(DATA FOR THE TASK):
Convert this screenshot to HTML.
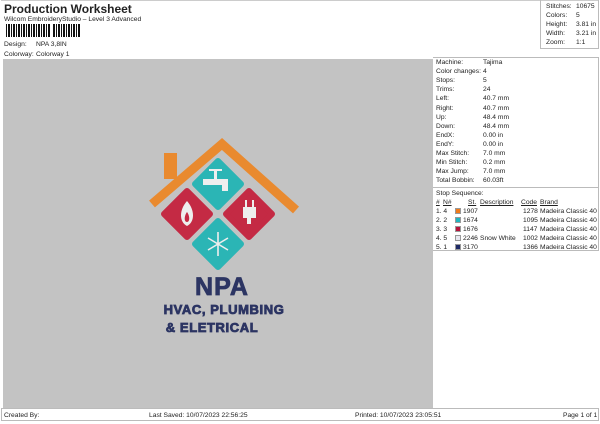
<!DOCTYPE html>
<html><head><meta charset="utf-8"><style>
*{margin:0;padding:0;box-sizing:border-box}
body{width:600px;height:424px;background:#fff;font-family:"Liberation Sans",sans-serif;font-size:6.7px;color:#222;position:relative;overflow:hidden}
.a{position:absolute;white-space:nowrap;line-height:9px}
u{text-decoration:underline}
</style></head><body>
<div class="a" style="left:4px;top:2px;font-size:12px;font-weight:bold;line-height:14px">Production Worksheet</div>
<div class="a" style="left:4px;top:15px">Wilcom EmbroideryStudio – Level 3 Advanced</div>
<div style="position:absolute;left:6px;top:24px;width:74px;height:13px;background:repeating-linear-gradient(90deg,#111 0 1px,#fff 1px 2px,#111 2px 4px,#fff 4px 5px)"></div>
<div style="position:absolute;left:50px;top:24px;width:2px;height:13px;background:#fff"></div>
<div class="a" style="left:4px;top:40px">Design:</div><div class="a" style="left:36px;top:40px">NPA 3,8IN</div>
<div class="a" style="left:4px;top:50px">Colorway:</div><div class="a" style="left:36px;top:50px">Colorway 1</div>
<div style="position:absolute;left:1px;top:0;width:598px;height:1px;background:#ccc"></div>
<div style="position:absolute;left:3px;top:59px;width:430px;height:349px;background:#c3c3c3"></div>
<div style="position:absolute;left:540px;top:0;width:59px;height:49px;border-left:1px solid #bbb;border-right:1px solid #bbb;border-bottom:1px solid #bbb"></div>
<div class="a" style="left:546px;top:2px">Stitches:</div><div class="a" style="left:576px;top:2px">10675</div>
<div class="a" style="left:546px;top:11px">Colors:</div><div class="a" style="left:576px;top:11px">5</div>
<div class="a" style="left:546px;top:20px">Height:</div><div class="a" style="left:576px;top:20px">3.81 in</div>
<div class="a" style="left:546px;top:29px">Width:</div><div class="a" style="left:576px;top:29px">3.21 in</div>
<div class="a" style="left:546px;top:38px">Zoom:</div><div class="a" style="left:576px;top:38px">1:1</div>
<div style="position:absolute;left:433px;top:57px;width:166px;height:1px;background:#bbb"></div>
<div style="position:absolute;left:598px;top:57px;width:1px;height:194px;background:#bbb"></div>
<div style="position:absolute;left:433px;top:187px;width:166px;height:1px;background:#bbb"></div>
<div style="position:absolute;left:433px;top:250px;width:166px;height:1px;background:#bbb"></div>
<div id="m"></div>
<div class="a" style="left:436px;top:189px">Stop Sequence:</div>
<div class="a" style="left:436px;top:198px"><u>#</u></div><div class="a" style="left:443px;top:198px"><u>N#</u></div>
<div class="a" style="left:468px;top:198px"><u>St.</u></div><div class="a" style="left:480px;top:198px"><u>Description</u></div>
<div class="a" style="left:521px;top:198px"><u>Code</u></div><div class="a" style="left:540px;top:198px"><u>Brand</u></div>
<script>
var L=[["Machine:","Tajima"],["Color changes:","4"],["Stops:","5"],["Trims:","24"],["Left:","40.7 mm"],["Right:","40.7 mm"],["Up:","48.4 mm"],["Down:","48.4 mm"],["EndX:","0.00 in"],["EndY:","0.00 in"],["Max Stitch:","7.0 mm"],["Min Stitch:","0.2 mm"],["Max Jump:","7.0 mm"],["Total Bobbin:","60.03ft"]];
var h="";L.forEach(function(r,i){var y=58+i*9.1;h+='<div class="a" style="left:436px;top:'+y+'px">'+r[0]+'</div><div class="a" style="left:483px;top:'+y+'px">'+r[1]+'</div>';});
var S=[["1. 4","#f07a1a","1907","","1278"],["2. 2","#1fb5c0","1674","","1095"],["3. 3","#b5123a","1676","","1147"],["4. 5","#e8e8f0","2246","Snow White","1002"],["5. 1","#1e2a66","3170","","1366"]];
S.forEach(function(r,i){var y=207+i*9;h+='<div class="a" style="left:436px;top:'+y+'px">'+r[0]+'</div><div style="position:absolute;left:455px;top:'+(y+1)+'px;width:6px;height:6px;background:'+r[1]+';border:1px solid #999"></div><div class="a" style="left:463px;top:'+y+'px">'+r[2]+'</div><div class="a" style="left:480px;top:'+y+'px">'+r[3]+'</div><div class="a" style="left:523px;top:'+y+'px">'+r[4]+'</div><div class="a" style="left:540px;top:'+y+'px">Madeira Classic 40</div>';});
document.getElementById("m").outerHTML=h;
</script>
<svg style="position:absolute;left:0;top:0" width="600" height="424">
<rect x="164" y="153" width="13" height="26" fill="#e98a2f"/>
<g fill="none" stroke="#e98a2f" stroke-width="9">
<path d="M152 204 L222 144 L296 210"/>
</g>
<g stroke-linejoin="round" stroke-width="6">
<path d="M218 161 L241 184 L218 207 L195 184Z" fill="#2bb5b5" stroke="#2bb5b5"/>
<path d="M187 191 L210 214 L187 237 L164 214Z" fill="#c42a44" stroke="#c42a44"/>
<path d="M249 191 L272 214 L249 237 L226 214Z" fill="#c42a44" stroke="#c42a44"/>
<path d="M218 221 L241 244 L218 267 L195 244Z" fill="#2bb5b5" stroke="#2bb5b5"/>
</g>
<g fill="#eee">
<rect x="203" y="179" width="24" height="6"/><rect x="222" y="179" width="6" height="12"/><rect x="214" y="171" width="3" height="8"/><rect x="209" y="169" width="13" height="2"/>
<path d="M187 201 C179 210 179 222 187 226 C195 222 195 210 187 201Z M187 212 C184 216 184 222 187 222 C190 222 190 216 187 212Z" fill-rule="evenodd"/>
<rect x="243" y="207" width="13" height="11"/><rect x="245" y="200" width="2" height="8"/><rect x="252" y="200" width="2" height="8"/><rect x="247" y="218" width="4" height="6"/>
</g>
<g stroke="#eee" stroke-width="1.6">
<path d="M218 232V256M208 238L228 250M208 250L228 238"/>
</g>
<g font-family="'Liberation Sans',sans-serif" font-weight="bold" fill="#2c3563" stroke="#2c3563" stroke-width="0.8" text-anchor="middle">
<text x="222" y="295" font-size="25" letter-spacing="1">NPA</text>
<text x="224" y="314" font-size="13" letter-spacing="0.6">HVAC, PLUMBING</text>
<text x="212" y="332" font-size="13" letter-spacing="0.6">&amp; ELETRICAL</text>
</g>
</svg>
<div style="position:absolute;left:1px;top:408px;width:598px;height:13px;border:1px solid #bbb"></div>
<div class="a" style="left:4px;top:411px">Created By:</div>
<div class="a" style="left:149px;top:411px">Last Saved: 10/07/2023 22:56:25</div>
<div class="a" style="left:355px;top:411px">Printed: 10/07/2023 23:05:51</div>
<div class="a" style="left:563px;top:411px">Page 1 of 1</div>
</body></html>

* * *

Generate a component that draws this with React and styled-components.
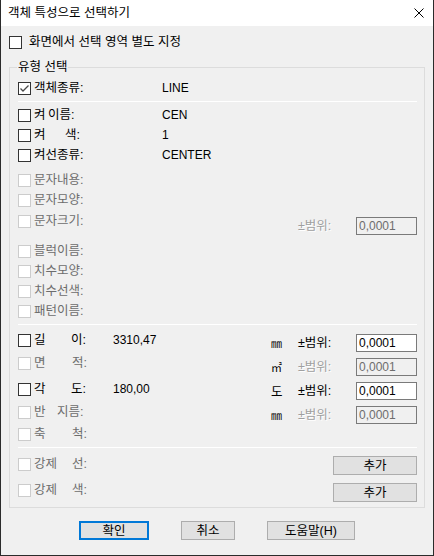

==

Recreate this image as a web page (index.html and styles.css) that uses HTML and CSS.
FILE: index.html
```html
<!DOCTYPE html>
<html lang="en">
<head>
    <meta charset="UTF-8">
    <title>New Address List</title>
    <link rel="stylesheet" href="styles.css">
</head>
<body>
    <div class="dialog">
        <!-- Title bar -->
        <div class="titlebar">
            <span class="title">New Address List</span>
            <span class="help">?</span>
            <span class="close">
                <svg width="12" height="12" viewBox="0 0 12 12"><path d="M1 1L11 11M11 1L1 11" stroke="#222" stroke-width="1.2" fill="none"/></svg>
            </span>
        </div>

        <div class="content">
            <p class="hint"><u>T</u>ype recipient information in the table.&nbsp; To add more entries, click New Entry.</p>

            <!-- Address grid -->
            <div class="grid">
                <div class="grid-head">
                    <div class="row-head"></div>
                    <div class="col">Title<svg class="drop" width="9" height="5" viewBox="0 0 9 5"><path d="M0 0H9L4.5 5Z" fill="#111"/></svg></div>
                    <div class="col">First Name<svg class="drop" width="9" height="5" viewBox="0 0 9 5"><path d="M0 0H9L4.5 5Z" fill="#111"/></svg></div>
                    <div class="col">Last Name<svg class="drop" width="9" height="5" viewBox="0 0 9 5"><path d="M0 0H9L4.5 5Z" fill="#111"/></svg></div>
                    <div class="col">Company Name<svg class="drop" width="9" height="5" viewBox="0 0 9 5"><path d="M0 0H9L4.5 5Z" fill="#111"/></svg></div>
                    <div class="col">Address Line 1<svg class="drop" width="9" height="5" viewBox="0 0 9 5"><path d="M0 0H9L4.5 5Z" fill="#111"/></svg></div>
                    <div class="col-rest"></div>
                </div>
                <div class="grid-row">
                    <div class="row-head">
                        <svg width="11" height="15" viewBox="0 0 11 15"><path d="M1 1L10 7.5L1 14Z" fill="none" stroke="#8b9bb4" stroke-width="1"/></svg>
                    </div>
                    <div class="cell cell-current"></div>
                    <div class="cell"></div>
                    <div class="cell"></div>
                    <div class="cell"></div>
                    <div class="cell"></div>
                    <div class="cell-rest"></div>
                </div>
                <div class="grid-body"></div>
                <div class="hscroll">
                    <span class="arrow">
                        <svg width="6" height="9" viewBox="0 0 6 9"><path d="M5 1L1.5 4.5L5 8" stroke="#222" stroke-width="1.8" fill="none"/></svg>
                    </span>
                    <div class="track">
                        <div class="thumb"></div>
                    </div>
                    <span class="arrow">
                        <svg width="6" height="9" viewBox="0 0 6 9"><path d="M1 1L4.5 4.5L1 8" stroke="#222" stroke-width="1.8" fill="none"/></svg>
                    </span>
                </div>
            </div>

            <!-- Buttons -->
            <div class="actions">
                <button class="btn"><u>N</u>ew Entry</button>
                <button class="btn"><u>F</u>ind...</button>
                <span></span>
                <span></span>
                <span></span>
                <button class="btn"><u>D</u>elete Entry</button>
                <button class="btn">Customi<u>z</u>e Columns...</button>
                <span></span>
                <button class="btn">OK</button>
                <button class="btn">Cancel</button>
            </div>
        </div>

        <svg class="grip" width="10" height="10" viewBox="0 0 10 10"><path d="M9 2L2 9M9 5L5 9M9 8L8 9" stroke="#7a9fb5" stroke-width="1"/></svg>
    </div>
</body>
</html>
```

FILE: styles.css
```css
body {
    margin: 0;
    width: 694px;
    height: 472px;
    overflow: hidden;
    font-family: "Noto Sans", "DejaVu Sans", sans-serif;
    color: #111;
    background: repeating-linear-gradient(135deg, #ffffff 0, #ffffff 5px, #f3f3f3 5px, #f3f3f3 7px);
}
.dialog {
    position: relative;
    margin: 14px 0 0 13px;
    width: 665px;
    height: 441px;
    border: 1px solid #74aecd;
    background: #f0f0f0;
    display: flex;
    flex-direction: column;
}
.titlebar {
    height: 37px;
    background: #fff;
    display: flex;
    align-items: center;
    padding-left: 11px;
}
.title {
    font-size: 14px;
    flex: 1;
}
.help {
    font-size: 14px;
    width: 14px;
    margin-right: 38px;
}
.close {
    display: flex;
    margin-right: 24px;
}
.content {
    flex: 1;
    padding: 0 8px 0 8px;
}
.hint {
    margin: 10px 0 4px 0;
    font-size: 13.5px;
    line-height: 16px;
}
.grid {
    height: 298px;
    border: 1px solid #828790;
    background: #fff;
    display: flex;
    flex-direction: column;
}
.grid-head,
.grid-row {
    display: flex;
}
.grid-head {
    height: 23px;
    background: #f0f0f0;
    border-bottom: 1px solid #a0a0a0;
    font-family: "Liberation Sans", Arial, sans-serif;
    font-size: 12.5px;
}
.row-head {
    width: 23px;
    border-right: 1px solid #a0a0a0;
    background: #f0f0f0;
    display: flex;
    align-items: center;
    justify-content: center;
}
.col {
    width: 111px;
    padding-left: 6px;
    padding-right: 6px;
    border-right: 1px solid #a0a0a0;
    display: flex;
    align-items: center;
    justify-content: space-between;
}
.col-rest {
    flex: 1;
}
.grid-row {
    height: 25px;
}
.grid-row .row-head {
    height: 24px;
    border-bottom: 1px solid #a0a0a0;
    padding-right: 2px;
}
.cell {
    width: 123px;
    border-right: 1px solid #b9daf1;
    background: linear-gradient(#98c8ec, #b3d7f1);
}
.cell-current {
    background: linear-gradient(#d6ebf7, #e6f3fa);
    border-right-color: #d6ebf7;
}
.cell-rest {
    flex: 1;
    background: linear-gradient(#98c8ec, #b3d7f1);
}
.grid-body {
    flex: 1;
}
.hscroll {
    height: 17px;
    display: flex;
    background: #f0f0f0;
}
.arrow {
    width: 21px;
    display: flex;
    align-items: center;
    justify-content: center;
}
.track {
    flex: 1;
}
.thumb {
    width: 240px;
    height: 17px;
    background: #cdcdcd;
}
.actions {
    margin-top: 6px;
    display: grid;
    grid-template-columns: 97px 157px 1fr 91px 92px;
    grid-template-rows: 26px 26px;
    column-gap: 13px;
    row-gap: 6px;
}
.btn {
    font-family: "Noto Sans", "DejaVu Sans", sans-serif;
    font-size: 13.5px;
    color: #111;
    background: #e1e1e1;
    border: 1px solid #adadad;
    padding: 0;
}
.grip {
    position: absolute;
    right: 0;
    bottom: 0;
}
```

(DESCRIPTION OF THE TASK): Among the entries above, how many lines include the word "index"? Reply with the number only.

(FINISHED ANSWER): 2